--- START ROWS ---

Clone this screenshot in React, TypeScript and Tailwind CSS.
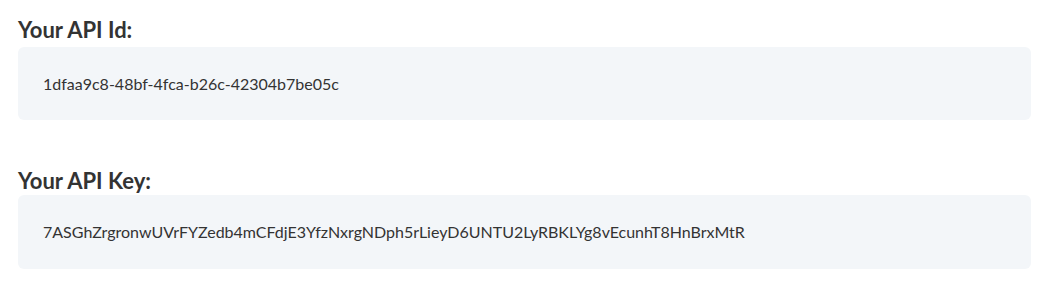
export default function App() {
  return (
    <div className="w-[1050px] h-[301px] bg-white px-[18px] pt-[17px] font-['Lato',sans-serif] text-[#333333]">
      <div className="text-[22px] leading-[26px] font-bold text-[#333]">Your API Id:</div>
      <div className="mt-[4px] h-[73px] w-[1013px] rounded-[6px] bg-[#f3f6f9] flex items-center pl-[25px] text-[16px]">
        1dfaa9c8-48bf-4fca-b26c-42304b7be05c
      </div>
      <div className="mt-[48px] text-[22px] leading-[26px] font-bold text-[#333]">Your API Key:</div>
      <div className="mt-[1px] h-[74px] w-[1013px] rounded-[6px] bg-[#f3f6f9] flex items-center pl-[25px] text-[16px]">
        7ASGhZrgronwUVrFYZedb4mCFdjE3YfzNxrgNDph5rLieyD6UNTU2LyRBKLYg8vEcunhT8HnBrxMtR
      </div>
    </div>
  );
}
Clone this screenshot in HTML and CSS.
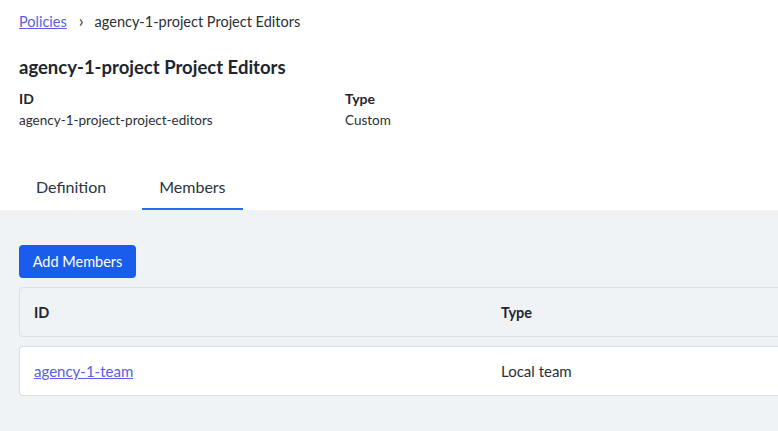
FILE: index.html
```html
<!DOCTYPE html>
<html>
<head>
<meta charset="utf-8">
<link rel="stylesheet" href="styles.css">
</head>
<body>
<div class="page">
  <header class="top">
    <nav class="crumbs">
      <a href="#" class="crumb-link">Policies</a>
      <span class="chev">&#x203A;</span>
      <span class="crumb-cur">agency-1-project Project Editors</span>
    </nav>
    <h1 class="title">agency-1-project Project Editors</h1>
    <div class="meta">
      <div class="meta-col meta-id">
        <div class="meta-label">ID</div>
        <div class="meta-value">agency-1-project-project-editors</div>
      </div>
      <div class="meta-col">
        <div class="meta-label">Type</div>
        <div class="meta-value">Custom</div>
      </div>
    </div>
    <div class="tabs">
      <div class="tab">Definition</div>
      <div class="tab active">Members</div>
    </div>
  </header>
  <main class="content">
    <button class="btn">Add Members</button>
    <div class="table">
      <div class="thead">
        <div class="cell c-id">ID</div>
        <div class="cell c-type">Type</div>
      </div>
      <div class="trow">
        <div class="cell c-id"><a href="#" class="row-link">agency-1-team</a></div>
        <div class="cell c-type">Local team</div>
      </div>
    </div>
  </main>
</div>
</body>
</html>
```

FILE: styles.css
```css
* { box-sizing: border-box; }
html, body { margin: 0; padding: 0; }
body {
  font-family: Lato, "Open Sans", sans-serif;
  color: #1e2733;
  background: #f0f3f6;
  overflow: hidden;
}
.page { width: 778px; height: 431px; }
.top {
  background: #fff;
  padding: 11px 0 0 19px;
}
.crumbs {
  display: flex;
  align-items: center;
  font-size: 14.5px;
  height: 20px;
}
.crumb-link { color: #5760e6; text-decoration: underline; }
.chev { margin: 0 11px 0 12px; font-size: 17px; color: #333; line-height: 1; position: relative; top: -1px; }
.crumb-cur { color: #2a2f36; }
.title {
  margin: 25px 0 0;
  font-size: 18.5px;
  font-weight: 700;
  line-height: 22px;
  color: #1e2630;
}
.meta {
  display: flex;
  margin-top: 12px;
}
.meta-col { display: flex; flex-direction: column; }
.meta-id { width: 326px; }
.meta-label { font-size: 14px; font-weight: 700; line-height: 18px; color: #1e2630; }
.meta-value { font-size: 13.5px; line-height: 18px; margin-top: 3px; color: #2a2f36; }
.tabs {
  display: flex;
  gap: 19px;
  margin-top: 43px;
  height: 38px;
}
.tab {
  font-size: 16px;
  color: #2a3340;
  padding: 0 17px 4px;
  line-height: 30px;
  border-bottom: 2px solid transparent;
}
.tab.active { border-bottom-color: #2a6cf0; }
.content {
  padding: 35px 0 0 19px;
}
.btn {
  display: block;
  background: #1a5ceb;
  color: #fff;
  border: none;
  border-radius: 4px;
  font-family: inherit;
  font-size: 14.5px;
  height: 33px;
  width: 117px;
  padding: 0;
}
.table { margin-top: 9px; }
.thead, .trow {
  display: flex;
  align-items: center;
  height: 50px;
  border: 1px solid #dcdfe3;
  border-right: none;
  border-radius: 4px 0 0 4px;
}
.thead { background: #f0f3f6; font-weight: 700; font-size: 14.5px; color: #1e2630; }
.trow { background: #fff; margin-top: 9px; font-size: 15px; color: #2a2f36; }
.c-id { width: 481px; padding-left: 14px; }
.c-type { flex: 1; }
.row-link { color: #5760e6; text-decoration: underline; }
```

--- END ROWS ---

● STATED GOAL
Except for the pictures, reproduce every line exactly.

● FINISHED EXERCISE
Clone this screenshot in React, TypeScript and Tailwind CSS.
export default function App() {
  return (
    <div className="w-[1050px] h-[301px] bg-white px-[18px] pt-[17px] font-['Lato',sans-serif] text-[#333333]">
      <div className="text-[22px] leading-[26px] font-bold text-[#333]">Your API Id:</div>
      <div className="mt-[4px] h-[73px] w-[1013px] rounded-[6px] bg-[#f3f6f9] flex items-center pl-[25px] text-[16px]">
        1dfaa9c8-48bf-4fca-b26c-42304b7be05c
      </div>
      <div className="mt-[48px] text-[22px] leading-[26px] font-bold text-[#333]">Your API Key:</div>
      <div className="mt-[1px] h-[74px] w-[1013px] rounded-[6px] bg-[#f3f6f9] flex items-center pl-[25px] text-[16px]">
        7ASGhZrgronwUVrFYZedb4mCFdjE3YfzNxrgNDph5rLieyD6UNTU2LyRBKLYg8vEcunhT8HnBrxMtR
      </div>
    </div>
  );
}
Clone this screenshot in HTML and CSS.
FILE: index.html
```html
<!DOCTYPE html>
<html>
<head>
<meta charset="utf-8">
<link rel="stylesheet" href="styles.css">
</head>
<body>
<div class="page">
  <header class="top">
    <nav class="crumbs">
      <a href="#" class="crumb-link">Policies</a>
      <span class="chev">&#x203A;</span>
      <span class="crumb-cur">agency-1-project Project Editors</span>
    </nav>
    <h1 class="title">agency-1-project Project Editors</h1>
    <div class="meta">
      <div class="meta-col meta-id">
        <div class="meta-label">ID</div>
        <div class="meta-value">agency-1-project-project-editors</div>
      </div>
      <div class="meta-col">
        <div class="meta-label">Type</div>
        <div class="meta-value">Custom</div>
      </div>
    </div>
    <div class="tabs">
      <div class="tab">Definition</div>
      <div class="tab active">Members</div>
    </div>
  </header>
  <main class="content">
    <button class="btn">Add Members</button>
    <div class="table">
      <div class="thead">
        <div class="cell c-id">ID</div>
        <div class="cell c-type">Type</div>
      </div>
      <div class="trow">
        <div class="cell c-id"><a href="#" class="row-link">agency-1-team</a></div>
        <div class="cell c-type">Local team</div>
      </div>
    </div>
  </main>
</div>
</body>
</html>
```

FILE: styles.css
```css
* { box-sizing: border-box; }
html, body { margin: 0; padding: 0; }
body {
  font-family: Lato, "Open Sans", sans-serif;
  color: #1e2733;
  background: #f0f3f6;
  overflow: hidden;
}
.page { width: 778px; height: 431px; }
.top {
  background: #fff;
  padding: 11px 0 0 19px;
}
.crumbs {
  display: flex;
  align-items: center;
  font-size: 14.5px;
  height: 20px;
}
.crumb-link { color: #5760e6; text-decoration: underline; }
.chev { margin: 0 11px 0 12px; font-size: 17px; color: #333; line-height: 1; position: relative; top: -1px; }
.crumb-cur { color: #2a2f36; }
.title {
  margin: 25px 0 0;
  font-size: 18.5px;
  font-weight: 700;
  line-height: 22px;
  color: #1e2630;
}
.meta {
  display: flex;
  margin-top: 12px;
}
.meta-col { display: flex; flex-direction: column; }
.meta-id { width: 326px; }
.meta-label { font-size: 14px; font-weight: 700; line-height: 18px; color: #1e2630; }
.meta-value { font-size: 13.5px; line-height: 18px; margin-top: 3px; color: #2a2f36; }
.tabs {
  display: flex;
  gap: 19px;
  margin-top: 43px;
  height: 38px;
}
.tab {
  font-size: 16px;
  color: #2a3340;
  padding: 0 17px 4px;
  line-height: 30px;
  border-bottom: 2px solid transparent;
}
.tab.active { border-bottom-color: #2a6cf0; }
.content {
  padding: 35px 0 0 19px;
}
.btn {
  display: block;
  background: #1a5ceb;
  color: #fff;
  border: none;
  border-radius: 4px;
  font-family: inherit;
  font-size: 14.5px;
  height: 33px;
  width: 117px;
  padding: 0;
}
.table { margin-top: 9px; }
.thead, .trow {
  display: flex;
  align-items: center;
  height: 50px;
  border: 1px solid #dcdfe3;
  border-right: none;
  border-radius: 4px 0 0 4px;
}
.thead { background: #f0f3f6; font-weight: 700; font-size: 14.5px; color: #1e2630; }
.trow { background: #fff; margin-top: 9px; font-size: 15px; color: #2a2f36; }
.c-id { width: 481px; padding-left: 14px; }
.c-type { flex: 1; }
.row-link { color: #5760e6; text-decoration: underline; }
```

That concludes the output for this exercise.